◆ **Supplied material**:

[start]

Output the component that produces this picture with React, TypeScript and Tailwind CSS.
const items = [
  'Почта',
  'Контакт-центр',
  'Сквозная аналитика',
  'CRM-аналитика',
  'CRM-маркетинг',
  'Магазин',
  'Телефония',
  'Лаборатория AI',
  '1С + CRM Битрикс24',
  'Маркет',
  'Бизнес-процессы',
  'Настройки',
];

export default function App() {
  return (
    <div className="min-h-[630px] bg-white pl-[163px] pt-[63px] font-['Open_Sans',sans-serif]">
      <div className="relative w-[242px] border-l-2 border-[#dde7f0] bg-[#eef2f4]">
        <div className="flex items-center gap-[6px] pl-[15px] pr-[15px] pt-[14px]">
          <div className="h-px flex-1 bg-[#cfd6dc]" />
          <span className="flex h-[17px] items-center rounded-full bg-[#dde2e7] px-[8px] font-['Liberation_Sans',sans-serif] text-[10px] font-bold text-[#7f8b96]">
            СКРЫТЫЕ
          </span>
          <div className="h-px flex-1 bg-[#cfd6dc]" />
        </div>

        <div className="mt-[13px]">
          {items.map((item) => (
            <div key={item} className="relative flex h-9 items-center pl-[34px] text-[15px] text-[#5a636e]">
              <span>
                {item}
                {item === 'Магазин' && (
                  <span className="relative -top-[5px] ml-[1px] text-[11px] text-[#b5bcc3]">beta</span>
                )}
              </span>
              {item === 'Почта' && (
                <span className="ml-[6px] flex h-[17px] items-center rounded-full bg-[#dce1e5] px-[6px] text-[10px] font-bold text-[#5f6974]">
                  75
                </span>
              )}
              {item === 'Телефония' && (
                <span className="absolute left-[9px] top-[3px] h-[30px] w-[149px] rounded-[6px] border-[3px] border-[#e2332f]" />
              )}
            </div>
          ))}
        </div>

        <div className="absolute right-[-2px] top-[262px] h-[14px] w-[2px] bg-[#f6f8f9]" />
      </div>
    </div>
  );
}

[end]
[start]

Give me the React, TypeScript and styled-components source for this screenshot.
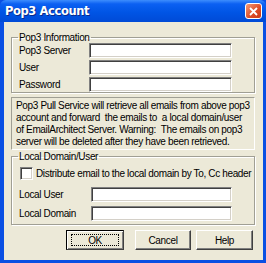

[end]

◆ **Short task**: Using the data above, copy each line that contains "TypeScript".

◆ **Full response**:
Output the component that produces this picture with React, TypeScript and Tailwind CSS.
Give me the React, TypeScript and styled-components source for this screenshot.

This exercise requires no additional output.